[begin Source excerpt]
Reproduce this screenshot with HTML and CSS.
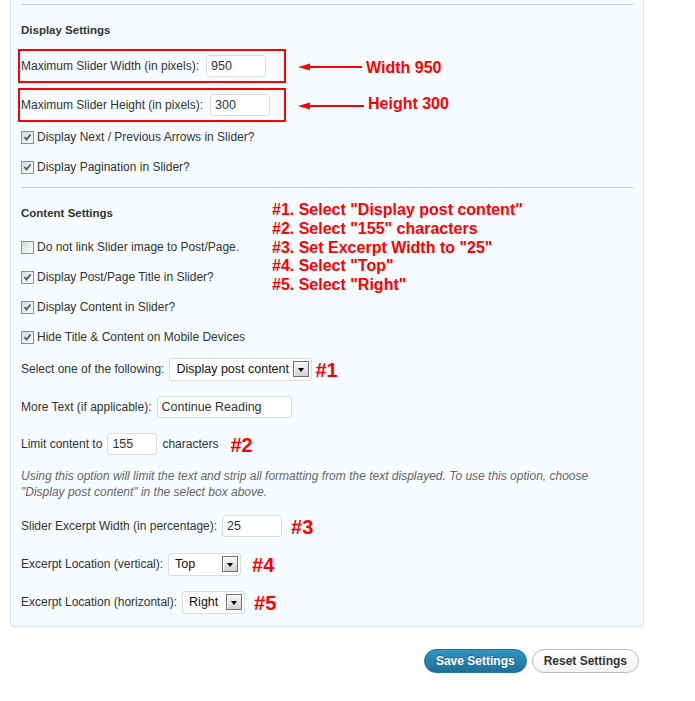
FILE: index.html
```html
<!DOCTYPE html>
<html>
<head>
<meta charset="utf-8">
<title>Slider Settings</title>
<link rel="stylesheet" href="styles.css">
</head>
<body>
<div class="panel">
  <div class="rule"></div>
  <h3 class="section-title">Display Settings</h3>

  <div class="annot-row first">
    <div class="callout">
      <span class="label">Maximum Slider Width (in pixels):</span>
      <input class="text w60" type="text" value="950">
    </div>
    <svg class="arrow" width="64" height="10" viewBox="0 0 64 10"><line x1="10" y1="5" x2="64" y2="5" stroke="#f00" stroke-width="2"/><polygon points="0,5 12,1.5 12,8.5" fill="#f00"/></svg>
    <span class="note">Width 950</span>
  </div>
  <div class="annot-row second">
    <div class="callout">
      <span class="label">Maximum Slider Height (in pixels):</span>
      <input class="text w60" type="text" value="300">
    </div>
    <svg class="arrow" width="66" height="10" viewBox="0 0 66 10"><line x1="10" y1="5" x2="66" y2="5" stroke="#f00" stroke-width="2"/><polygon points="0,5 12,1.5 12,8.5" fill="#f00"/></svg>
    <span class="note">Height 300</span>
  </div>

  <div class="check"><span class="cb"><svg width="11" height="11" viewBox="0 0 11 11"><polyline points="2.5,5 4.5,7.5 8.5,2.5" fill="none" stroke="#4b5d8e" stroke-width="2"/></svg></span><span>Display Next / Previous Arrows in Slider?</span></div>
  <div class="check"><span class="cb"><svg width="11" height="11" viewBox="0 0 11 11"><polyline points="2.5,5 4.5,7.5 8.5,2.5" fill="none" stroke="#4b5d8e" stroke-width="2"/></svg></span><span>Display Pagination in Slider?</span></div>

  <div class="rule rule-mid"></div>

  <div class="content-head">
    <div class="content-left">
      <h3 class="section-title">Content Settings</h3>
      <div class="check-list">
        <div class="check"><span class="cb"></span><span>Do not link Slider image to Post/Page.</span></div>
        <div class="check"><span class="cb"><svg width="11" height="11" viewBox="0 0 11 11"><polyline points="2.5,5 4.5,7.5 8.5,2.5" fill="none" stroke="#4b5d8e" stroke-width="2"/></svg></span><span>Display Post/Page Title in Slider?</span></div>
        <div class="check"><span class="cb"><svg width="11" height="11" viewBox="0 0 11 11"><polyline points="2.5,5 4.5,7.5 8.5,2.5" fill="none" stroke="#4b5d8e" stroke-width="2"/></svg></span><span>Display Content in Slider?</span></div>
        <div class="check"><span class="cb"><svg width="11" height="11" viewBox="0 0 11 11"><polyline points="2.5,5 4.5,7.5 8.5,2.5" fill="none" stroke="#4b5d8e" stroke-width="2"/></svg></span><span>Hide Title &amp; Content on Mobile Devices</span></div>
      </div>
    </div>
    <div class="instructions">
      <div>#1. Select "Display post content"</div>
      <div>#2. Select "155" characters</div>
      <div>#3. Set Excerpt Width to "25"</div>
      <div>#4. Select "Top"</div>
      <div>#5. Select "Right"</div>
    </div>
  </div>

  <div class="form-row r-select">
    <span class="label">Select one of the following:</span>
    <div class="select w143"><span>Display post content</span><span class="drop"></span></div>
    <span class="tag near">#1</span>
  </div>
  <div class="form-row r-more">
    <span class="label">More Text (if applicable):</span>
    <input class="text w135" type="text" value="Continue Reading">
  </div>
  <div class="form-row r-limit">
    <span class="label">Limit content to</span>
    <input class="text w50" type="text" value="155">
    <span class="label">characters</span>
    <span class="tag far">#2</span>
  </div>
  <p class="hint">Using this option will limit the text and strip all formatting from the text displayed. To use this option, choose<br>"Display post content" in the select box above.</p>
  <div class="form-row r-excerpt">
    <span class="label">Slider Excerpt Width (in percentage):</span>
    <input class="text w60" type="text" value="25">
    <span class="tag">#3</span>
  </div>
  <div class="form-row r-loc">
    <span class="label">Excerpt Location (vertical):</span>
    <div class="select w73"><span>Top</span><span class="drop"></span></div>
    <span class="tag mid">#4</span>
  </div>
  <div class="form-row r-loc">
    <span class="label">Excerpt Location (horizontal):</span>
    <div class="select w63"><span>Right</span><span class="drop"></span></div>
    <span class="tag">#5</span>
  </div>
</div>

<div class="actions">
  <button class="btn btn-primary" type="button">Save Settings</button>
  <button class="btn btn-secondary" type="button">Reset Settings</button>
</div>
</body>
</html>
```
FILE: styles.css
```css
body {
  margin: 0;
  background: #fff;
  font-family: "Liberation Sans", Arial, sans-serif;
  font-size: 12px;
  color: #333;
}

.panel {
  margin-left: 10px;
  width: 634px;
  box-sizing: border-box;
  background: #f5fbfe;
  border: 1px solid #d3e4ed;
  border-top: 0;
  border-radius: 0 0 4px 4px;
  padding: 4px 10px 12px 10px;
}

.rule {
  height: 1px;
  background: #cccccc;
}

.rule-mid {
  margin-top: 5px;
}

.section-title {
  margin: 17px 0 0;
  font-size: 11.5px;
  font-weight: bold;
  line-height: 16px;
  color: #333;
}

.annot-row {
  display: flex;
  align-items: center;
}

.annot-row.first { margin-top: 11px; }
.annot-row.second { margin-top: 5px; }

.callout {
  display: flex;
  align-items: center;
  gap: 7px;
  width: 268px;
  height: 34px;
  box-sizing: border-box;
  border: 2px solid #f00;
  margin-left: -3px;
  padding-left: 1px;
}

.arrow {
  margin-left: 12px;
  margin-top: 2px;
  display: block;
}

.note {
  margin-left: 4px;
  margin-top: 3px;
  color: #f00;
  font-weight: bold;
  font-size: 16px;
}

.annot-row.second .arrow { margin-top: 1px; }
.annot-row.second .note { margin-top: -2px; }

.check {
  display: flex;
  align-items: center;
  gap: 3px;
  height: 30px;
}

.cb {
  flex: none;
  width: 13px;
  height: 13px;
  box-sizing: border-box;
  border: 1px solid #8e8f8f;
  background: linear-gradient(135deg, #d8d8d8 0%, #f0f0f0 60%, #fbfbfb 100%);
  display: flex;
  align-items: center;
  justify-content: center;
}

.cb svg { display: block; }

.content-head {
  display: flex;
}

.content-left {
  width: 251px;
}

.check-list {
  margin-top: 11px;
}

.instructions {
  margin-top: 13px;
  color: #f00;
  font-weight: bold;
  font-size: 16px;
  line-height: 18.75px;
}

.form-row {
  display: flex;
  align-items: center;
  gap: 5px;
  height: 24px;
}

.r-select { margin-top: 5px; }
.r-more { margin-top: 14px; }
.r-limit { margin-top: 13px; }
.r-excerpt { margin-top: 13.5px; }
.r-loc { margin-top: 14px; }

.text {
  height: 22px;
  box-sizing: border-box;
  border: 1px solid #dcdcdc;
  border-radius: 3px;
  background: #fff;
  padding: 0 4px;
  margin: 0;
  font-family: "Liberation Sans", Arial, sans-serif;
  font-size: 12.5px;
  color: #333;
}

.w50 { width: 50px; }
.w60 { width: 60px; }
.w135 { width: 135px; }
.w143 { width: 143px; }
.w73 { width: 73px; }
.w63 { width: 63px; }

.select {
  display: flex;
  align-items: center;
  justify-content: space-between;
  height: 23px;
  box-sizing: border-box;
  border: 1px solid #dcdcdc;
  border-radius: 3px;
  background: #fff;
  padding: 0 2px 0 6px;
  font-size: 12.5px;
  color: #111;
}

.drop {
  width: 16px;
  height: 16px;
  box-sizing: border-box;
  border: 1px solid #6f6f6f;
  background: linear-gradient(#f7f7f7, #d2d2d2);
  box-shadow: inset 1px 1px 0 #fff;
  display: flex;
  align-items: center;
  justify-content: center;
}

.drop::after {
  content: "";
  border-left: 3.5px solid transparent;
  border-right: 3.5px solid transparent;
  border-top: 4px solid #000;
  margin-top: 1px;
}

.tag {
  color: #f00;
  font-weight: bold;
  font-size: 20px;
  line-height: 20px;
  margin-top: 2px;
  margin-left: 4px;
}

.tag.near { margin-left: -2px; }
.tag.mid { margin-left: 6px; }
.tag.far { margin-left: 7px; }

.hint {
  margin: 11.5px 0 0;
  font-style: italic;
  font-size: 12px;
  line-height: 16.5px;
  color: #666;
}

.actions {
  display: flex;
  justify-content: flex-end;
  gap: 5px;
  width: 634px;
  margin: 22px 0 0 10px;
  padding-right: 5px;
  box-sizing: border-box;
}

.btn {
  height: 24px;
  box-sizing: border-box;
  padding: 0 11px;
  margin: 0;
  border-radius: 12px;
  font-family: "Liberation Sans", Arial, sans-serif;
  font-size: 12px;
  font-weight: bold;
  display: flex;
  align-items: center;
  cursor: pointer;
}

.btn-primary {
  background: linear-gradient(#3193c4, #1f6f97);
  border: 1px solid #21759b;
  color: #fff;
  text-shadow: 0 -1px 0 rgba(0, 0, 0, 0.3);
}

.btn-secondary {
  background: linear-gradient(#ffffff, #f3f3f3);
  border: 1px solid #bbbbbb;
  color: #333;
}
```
[end Source excerpt]
▶ _Exercise task_: Each line that holds the word "this" is to be copied.

▶ _Task result_:
Reproduce this screenshot with HTML and CSS.
  <p class="hint">Using this option will limit the text and strip all formatting from the text displayed. To use this option, choose<br>"Display post content" in the select box above.</p>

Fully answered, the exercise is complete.